What is the Input format of the ckpt_semgcn_nonlocal_sh.pth.tar model ?

garyzhao / SemGCN

The Pytorch implementation for "Semantic Graph Convolutional Networks for 3D Human Pose Regression" (CVPR 2019).

https://arxiv.org/abs/1904.03345

Apache License 2.0

467 stars 78 forks source link

What is the Input format of the ckpt_semgcn_nonlocal_sh.pth.tar model ? #31

Closed duckduck-sys closed 4 years ago

duckduck-sys commented 4 years ago

The ckpt_semgcn_nonlocal_sh.pth.tar model outputs 3D poses in H36M format.

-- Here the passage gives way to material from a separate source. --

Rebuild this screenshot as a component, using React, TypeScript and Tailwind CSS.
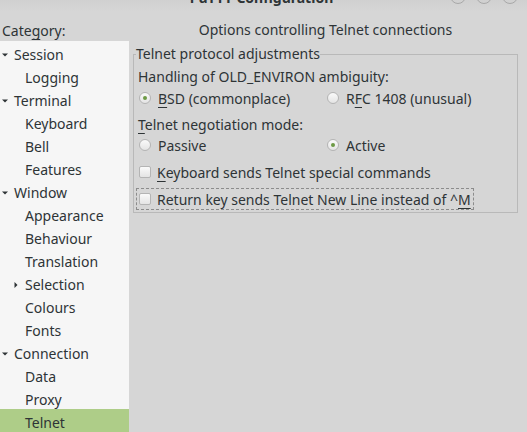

But it is not clear to me from the description how to generate a correct input from an "in the wild image".

Does it take 2D input poses in MPII format? (Stacked Hourglass)

Or does it take 2D input poses in (2D) H36M format?

If it is the latter, then how did you convert from MPII to 2D H36M format when training the ckpt_semgcn_nonlocal_sh.pth.tar model? Or did you train a special Stacked Hourglass model to output 2D H36M format directly?

garyzhao commented 4 years ago

Hi @duckduck-sys ,

It takes 2D input poses in H36M format.

You can use an original stacked hourglass model and convert its 2d predictions to H36M format by https://github.com/garyzhao/SemGCN/blob/master/data/prepare_data_2d_h36m_sh.py#L56

Best, Long

duckduck-sys commented 4 years ago

@garyzhao Thanks for the quick response!

So just to confirm, the correct inference process is as follows:

Step 0: Use a 2D pose estimation network such as Stacked Hourglass to generate a 2D pose in MPII format. Step 1: Convert 2D pose from MPII format to H36M format using approach described here Step 2: Pre-process the 2D input pose in some way. Step 3: Use the pre-processed 2D pose in H36M format as input to the ckpt_semgcn_nonlocal_sh.pth.tar model. Step 4: Output is a 3D pose in H36M format, visualize it.

Is my understanding correct? And is there any pre-processing involved in step 2, i.e. should the 2D pose be normalized in the pose bounding-box or?

garyzhao commented 4 years ago

Hi @duckduck-sys ,

Yep, it's correct.

2D poses are scaled according to the image resolution and normalized to [-1, 1].

See https://github.com/garyzhao/SemGCN/blob/master/common/data_utils.py#L17

Best, Long

duckduck-sys commented 4 years ago

Thank you @garyzhao for the instructions. The 3D output i get looks weird, but i think it's related to the pre-processing, so I will raise the question in a new post.